The first time I made these bars I couldn’t get enough. They’re like fudge, but fudge with a nice little protein and energy hit to them. The second time I made them I upgraded the original chocolate version with some sea salt. Now we’re talking next-level chocolate protein bars with a kind of salted-caramel undertone. It’s a great sweet-salty craving crusher.

If you need a protein bar to have as a pre-workout snack then the chocolate, almonds, and sea salt in these will make for an excellent muscle pump and energy provider. I wrote about why HERE.

If you don’t deal with whey protein or polyols very well, then these are a no-brainer to give a try.

egg protein bar main image

Egg protein bar tips

For the best consistency ensure you process the nuts until they’re a fine crumb. If you like some crunch in there from whole nuts, then better to add these in as extra at the end. This recipe produces a smooth fudge-like bar.

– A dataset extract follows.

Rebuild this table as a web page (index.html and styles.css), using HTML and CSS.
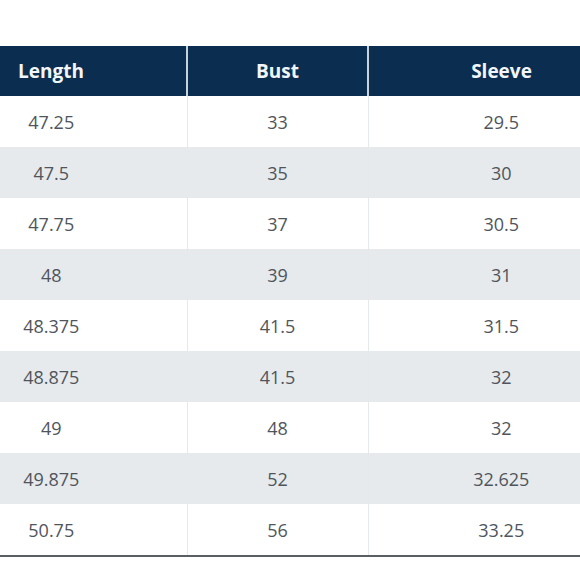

I’ve made these with a large bullet blender and a food processor. A bullet blender does work but you do need to combine by hand after a certain point. A food processor does a much better job and with much less mess.

If you don’t want to use egg white protein then you could try substituting for a milk-based protein if you have no issues, or a plant-based blend. Although the quantity used may need to be adjusted depending on how wet or dry the mix. It should form a mouldable ball of dough.

If you don’t want to make bars, this recipe will produce about 30 good size protein balls.

Once they’re made keep them stored in the refrigerator. They are fine at room temperature, but far better when kept cool. You can also store them in the freezer.

Ingredients (makes 18)

  • 500g Medjool Dates
  • 100g Egg White Protein (unflavoured)
  • 150g Cashews
  • 150g Almonds
  • 60g Cocoa powder (no sugar added)
  • 1 teaspoon Sea Salt


  • Line a tin or large Tupperware with baking paper, including the sides.
  • In a food processor blend down the cashews and almonds to a fine crumb.
  • Add the rest of the ingredients and continue mixing until a dough is formed.
  • If your mixer has trouble combining everything then do the final bit by hand.
  • Roll the mix in to a ball then use your finders to press down in the tin/Tupperware to all the corners. Use the back of a spatula or other flat object to flatten.
  • Add extra sea salt on top at this point, pressing down in the bars a little.
  • Refrigerate for at least an hour before removing and cutting in to around 18 squares.
  • Use the baking paper to individually wrap the bars so they don’t stick together, and for an easy grab and go.